In particolare, con questa legge la "clandestinità" tende a divenire un reato penale, con pene detentive alquanto severe (sino a 4 anni anni di detenzione in caso di recidiva) ed espulsioni forzate; il permesso di soggiorno viene concesso come un "contratto di soggiorno" direttamente legato alla durata del contratto di lavoro per un periodo massimo di due anni; la reclusione nei kampi di detenzione viene protratta fino a due mesi; mentre la carta di soggiorno sarà concessa soltanto dopo 6 anni di permanenza regolare in Italia e i ricongiungimenti familiari diverranno ancor più problematici e il diritto d'asilo per i profughi sarà ulteriormente limitato.

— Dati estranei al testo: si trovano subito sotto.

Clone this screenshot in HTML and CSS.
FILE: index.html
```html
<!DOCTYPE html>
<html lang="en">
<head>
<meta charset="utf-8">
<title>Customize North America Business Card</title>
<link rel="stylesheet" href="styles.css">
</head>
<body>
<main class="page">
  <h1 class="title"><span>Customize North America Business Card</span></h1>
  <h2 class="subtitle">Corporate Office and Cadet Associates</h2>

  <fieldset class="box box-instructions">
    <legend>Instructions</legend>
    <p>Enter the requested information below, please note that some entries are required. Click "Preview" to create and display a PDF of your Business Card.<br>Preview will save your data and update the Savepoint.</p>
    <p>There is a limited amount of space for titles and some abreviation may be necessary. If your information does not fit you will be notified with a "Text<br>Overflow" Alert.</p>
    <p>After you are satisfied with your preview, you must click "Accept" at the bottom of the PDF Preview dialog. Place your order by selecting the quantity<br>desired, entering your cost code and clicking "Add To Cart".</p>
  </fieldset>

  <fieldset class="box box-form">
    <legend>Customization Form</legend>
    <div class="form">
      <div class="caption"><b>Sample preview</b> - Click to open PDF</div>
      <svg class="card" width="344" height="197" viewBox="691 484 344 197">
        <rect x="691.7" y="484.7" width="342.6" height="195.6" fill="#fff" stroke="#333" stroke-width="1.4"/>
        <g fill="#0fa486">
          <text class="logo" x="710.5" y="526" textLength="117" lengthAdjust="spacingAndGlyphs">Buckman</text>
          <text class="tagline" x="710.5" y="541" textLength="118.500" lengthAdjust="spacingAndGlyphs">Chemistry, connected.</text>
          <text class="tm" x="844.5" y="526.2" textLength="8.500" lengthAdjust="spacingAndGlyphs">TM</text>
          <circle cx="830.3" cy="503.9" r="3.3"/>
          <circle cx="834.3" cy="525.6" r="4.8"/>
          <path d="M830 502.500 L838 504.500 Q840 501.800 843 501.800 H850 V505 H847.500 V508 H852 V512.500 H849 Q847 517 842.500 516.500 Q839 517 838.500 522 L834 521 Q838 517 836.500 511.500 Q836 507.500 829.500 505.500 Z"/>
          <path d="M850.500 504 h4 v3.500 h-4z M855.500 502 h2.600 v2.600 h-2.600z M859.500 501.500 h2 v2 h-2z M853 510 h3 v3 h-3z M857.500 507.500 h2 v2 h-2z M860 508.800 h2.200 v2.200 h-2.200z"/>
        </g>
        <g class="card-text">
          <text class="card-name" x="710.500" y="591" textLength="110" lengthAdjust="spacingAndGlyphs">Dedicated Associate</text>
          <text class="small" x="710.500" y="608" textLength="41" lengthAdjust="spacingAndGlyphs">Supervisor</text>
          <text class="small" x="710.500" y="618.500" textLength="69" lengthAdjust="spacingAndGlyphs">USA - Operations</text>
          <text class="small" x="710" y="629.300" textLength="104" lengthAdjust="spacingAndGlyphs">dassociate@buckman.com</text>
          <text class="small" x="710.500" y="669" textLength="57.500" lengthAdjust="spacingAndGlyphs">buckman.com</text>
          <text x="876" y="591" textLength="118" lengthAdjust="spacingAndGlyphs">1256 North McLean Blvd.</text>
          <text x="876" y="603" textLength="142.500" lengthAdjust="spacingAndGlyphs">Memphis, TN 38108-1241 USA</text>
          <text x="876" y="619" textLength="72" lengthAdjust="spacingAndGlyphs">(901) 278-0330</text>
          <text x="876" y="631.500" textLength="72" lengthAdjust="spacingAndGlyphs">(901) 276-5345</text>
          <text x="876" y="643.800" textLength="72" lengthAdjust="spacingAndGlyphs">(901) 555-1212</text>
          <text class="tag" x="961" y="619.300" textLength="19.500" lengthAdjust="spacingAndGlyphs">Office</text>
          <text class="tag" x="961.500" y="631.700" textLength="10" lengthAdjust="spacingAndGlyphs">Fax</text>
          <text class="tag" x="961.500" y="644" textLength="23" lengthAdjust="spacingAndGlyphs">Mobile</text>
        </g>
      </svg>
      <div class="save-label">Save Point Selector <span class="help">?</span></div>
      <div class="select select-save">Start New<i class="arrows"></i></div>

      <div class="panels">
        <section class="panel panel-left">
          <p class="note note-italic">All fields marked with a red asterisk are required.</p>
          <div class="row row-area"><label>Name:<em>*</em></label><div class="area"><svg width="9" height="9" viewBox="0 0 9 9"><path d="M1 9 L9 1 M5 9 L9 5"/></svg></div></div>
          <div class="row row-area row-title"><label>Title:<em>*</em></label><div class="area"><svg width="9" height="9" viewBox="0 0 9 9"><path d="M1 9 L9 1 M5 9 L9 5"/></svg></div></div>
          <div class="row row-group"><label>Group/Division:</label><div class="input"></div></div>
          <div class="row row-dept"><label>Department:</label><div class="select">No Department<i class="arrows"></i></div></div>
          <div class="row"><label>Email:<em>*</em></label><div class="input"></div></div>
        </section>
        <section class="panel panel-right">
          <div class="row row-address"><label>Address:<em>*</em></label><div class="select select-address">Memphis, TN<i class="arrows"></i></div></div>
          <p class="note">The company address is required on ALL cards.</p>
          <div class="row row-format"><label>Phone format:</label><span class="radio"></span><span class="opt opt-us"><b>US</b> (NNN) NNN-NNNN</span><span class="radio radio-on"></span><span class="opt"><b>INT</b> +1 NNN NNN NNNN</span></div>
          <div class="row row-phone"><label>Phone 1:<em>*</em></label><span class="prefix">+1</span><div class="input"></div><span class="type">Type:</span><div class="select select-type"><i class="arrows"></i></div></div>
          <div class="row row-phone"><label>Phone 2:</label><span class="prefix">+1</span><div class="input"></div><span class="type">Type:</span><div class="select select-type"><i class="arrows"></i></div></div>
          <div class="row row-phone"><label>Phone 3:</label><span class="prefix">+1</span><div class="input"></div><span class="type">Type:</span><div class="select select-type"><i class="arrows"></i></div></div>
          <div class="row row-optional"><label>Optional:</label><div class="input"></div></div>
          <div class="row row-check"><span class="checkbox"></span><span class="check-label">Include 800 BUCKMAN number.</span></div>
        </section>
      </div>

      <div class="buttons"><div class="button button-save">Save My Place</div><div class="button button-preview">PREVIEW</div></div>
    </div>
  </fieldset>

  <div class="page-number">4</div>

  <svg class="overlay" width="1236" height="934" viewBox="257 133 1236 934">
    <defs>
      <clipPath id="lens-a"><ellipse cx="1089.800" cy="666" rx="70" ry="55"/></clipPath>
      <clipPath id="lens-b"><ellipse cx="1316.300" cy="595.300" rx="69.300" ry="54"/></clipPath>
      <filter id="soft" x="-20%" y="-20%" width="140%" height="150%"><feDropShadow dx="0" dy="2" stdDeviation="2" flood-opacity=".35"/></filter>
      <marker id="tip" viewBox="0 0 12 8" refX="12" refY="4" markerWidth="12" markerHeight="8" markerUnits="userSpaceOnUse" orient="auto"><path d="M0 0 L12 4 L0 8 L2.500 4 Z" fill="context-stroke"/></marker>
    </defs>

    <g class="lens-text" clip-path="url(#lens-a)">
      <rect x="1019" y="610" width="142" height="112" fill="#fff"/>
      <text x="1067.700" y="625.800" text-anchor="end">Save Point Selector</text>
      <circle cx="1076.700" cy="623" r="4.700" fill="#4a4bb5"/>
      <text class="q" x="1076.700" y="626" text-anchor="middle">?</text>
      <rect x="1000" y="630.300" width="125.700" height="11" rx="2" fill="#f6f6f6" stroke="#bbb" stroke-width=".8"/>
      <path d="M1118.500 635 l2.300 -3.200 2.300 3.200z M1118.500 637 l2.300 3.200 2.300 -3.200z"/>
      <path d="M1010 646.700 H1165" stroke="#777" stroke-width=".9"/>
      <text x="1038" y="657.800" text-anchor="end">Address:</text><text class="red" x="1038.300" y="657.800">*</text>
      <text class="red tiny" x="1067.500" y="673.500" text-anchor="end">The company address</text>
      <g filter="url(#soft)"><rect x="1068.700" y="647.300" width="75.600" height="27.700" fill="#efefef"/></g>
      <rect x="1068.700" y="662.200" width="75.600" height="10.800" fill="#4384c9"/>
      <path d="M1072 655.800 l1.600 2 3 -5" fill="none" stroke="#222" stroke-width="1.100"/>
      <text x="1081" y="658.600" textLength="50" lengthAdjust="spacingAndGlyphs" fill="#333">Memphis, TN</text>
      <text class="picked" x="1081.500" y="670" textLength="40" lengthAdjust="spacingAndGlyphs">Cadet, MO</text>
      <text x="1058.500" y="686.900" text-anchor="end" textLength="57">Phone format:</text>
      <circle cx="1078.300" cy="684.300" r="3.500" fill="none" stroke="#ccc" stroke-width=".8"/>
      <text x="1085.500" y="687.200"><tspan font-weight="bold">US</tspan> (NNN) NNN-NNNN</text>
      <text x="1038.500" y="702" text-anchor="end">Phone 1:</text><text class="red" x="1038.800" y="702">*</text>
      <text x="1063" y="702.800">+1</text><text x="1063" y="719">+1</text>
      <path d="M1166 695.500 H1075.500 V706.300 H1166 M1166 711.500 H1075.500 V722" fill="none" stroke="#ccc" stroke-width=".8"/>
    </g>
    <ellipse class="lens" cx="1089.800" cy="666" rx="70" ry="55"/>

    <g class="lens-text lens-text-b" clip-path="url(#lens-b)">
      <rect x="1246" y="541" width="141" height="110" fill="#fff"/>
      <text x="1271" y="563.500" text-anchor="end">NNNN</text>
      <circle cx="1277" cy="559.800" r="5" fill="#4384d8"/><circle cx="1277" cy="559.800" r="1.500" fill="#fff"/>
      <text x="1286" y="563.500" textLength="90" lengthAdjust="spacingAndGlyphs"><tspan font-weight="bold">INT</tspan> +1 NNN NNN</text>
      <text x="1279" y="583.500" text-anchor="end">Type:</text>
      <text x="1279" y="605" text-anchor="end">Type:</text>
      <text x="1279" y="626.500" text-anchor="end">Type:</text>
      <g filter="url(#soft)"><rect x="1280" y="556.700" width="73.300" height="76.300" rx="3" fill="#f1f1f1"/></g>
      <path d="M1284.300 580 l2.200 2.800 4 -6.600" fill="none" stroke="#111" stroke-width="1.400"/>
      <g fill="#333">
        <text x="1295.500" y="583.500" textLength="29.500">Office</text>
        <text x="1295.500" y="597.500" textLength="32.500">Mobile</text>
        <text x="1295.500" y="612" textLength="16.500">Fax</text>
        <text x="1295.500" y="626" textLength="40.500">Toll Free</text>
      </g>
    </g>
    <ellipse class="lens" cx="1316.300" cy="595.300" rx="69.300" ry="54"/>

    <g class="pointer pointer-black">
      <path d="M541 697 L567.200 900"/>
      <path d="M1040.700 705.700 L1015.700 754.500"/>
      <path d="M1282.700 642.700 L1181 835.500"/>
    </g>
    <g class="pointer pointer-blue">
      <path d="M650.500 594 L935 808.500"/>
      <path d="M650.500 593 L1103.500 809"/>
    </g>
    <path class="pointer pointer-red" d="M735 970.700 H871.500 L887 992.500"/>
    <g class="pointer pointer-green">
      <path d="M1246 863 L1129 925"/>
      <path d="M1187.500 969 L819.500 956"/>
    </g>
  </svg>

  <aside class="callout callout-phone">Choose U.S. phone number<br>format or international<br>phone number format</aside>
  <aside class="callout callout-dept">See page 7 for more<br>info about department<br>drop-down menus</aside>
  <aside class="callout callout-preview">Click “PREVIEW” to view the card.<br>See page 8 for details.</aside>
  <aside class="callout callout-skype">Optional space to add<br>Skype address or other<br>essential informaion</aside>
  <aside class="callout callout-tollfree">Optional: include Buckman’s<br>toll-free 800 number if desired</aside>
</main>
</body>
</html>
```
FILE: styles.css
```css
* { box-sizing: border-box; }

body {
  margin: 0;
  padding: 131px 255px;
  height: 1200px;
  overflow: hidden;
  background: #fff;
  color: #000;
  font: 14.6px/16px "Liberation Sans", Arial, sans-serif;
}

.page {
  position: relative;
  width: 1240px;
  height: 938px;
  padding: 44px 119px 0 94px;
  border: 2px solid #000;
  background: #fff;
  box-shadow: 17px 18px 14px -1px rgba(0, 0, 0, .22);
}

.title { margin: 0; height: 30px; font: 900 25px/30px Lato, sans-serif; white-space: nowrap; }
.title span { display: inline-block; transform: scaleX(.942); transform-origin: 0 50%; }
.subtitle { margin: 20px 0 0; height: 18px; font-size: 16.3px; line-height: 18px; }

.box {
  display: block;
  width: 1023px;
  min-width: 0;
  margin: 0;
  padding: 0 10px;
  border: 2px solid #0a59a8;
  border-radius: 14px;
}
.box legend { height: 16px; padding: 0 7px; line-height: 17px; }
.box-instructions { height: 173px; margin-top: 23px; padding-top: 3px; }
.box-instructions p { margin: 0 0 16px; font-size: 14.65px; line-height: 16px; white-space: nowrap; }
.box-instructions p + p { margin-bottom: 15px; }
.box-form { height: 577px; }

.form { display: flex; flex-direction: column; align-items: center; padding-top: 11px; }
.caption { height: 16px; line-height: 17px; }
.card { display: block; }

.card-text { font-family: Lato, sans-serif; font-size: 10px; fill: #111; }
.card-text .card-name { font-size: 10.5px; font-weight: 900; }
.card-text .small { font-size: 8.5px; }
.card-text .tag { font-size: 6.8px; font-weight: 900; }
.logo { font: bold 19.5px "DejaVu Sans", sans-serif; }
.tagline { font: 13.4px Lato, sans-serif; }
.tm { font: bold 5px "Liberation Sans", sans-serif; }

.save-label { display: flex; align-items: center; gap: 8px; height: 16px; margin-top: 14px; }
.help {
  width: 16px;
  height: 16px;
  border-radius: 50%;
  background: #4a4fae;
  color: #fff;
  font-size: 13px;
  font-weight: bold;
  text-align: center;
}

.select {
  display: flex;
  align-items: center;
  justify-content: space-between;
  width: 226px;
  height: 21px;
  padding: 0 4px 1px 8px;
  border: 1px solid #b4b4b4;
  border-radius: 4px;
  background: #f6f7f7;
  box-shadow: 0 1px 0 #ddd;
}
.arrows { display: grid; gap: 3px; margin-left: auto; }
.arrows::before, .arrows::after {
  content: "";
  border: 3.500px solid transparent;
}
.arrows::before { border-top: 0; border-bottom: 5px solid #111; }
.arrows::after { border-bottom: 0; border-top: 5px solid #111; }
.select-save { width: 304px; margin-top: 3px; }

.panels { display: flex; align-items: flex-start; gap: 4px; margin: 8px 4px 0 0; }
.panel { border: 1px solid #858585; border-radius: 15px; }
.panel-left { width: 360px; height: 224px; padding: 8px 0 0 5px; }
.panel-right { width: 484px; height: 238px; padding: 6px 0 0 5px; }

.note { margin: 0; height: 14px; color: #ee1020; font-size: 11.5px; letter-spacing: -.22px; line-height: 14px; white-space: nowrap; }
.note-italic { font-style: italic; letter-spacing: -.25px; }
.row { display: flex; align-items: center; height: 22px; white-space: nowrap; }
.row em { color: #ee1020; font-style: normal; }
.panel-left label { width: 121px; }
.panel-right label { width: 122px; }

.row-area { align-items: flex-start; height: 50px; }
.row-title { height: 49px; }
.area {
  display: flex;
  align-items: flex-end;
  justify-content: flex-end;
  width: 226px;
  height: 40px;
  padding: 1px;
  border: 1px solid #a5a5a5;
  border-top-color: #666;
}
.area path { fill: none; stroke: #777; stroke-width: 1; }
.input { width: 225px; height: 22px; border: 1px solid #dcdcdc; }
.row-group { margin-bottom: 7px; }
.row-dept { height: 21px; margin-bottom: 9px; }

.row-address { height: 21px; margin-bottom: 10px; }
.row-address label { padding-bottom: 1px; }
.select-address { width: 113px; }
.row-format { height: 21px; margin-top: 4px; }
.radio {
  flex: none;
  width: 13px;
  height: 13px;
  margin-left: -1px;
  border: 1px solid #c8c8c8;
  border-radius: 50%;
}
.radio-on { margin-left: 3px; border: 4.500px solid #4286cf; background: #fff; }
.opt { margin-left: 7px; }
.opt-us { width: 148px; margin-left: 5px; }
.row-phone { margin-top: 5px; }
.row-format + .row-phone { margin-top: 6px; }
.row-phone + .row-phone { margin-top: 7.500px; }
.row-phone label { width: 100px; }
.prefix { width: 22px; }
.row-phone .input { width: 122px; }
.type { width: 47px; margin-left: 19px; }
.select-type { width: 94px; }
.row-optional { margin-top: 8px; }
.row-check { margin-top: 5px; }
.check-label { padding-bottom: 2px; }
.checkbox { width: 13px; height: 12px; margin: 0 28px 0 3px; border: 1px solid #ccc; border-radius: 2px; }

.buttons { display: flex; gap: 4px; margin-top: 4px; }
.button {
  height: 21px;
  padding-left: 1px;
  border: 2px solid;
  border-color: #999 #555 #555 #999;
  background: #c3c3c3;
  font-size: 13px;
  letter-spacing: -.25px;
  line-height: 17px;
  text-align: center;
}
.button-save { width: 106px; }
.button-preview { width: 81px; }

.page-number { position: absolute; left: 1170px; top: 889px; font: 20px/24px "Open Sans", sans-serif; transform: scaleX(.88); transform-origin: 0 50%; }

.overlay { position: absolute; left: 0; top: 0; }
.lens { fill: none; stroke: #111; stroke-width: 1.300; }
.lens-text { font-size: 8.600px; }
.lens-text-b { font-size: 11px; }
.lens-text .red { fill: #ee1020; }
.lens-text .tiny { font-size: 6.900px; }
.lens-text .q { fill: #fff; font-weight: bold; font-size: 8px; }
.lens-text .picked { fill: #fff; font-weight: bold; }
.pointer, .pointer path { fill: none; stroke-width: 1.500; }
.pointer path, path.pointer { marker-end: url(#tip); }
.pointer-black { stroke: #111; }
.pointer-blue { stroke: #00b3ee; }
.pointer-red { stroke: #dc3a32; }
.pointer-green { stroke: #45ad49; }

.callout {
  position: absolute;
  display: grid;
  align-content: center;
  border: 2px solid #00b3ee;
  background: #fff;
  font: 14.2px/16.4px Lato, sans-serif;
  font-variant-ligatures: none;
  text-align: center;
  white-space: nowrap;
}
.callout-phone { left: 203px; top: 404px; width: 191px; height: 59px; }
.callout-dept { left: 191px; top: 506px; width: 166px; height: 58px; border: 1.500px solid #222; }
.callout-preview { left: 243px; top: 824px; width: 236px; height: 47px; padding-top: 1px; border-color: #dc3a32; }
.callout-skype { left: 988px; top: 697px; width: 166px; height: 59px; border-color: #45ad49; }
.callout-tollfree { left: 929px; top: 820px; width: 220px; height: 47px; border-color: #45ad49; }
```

In seno alla maggioranza governativa di centro-destra esistono alcune contraddizioni, determinate sia dalla necessità di soddisfare le fobie xenofobe istigate nell'elettorato sia di conciliare razionalmente le richieste confindustriali e le pretese ultraliberiste dei padroncini delle piccole aziende cresciute proprio sul lavoro nero e col sudore degli immigrati, senza deludere neanche le aspettative di parte del mondo cattolico; ma, nonostante tutto, è facile prevedere che il governo riuscirà ad accontentare le parti in causa e ad approvare la legge, ovviamente sulla pelle di chi non può difendersi.

Coniugando così discriminazione e interesse economico, oltre ad elargire finanziamenti alle associazioni del volontariato e delle imprese sociali per la gestione delle strutture connesse alla legge (centri di detenzione, campi d'accoglienza, sportelli immigrati, uffici di collocamento), il governo potrà dire di aver mantenuto le promesse elettorali contro l'immigrazione "selvaggia" e allo stesso tempo assicurarsi contingenti di forza-lavoro, già selezionata e qualificata, da sfruttare liberamente in Italia.

Ulteriori facilitazioni economiche si prevedono invece per le aziende italiane che sceglieranno di trasferire i propri cicli produttivi all'estero assumendo sottocosto manodopera locale, dato che "più impresa italiana, o per meglio dire padana, significa meno immigrazione" (La Padania, 15.11.01).

Come se non tutto ciò non bastasse, discriminazione nella discriminazione, Fini accogliendo le indicazioni di taluni settori della maggioranza (CCD, Lega Nord) intenzionati a impedire la presenza di immigrati di fede mussulmana, ha affermato in Parlamento che nel determinare le quote per i flussi programmati "particolare attenzione sarà riservata a quei cittadini che provengono da Paesi che hanno più forti legami con la cultura europea" (Il Secolo d'Italia, 15.11.01).

Contro tale involuzione legislativa purtroppo l'opposizione della sinistra politica appare debole e incoerente, in quanto la legge Fini-Bossi non è altro che un complesso di modifiche, emendamenti e aggiornamenti peggiorativi apportati alla legge Turco-Napolitano varata proprio dal passato governo di centro-sinistra che introdusse la politica dei flussi contingentati, ossia del numero chiuso per i disperati, ed anche l'orrore dei campi di permanenza temporanea.

Emblematica in tal senso la posizione di Rifondazione Comunista che, dopo averla a suo tempo votata, oggi riconosce che quella legge "conteneva in sé i germi repressivi che oggi la destra si impegna a far sviluppare, mettendo le basi per un sistema di apartheid ed una sorta di nuova schiavitù di marca neoliberista" (Liberazione, 15.10.01), esattamente come gli antirazzisti hanno sempre denunciato.

La difesa dei "diritti di cittadinanza", per di più in un contesto politico ed economico come quello attuale, appare per questo un'illusoria affermazione propagandistica che elude il fatto che lo Stato e il Capitale non possono riconoscere ai migranti la libertà di varcare le frontiere nazionali in quanto essere umani. Per questo oggi solidarietà vuol dire farsi complici dell'autorganizzazione degli immigrati, nella convinzione che l'unica società senza discriminazioni sarà quella senza leggi.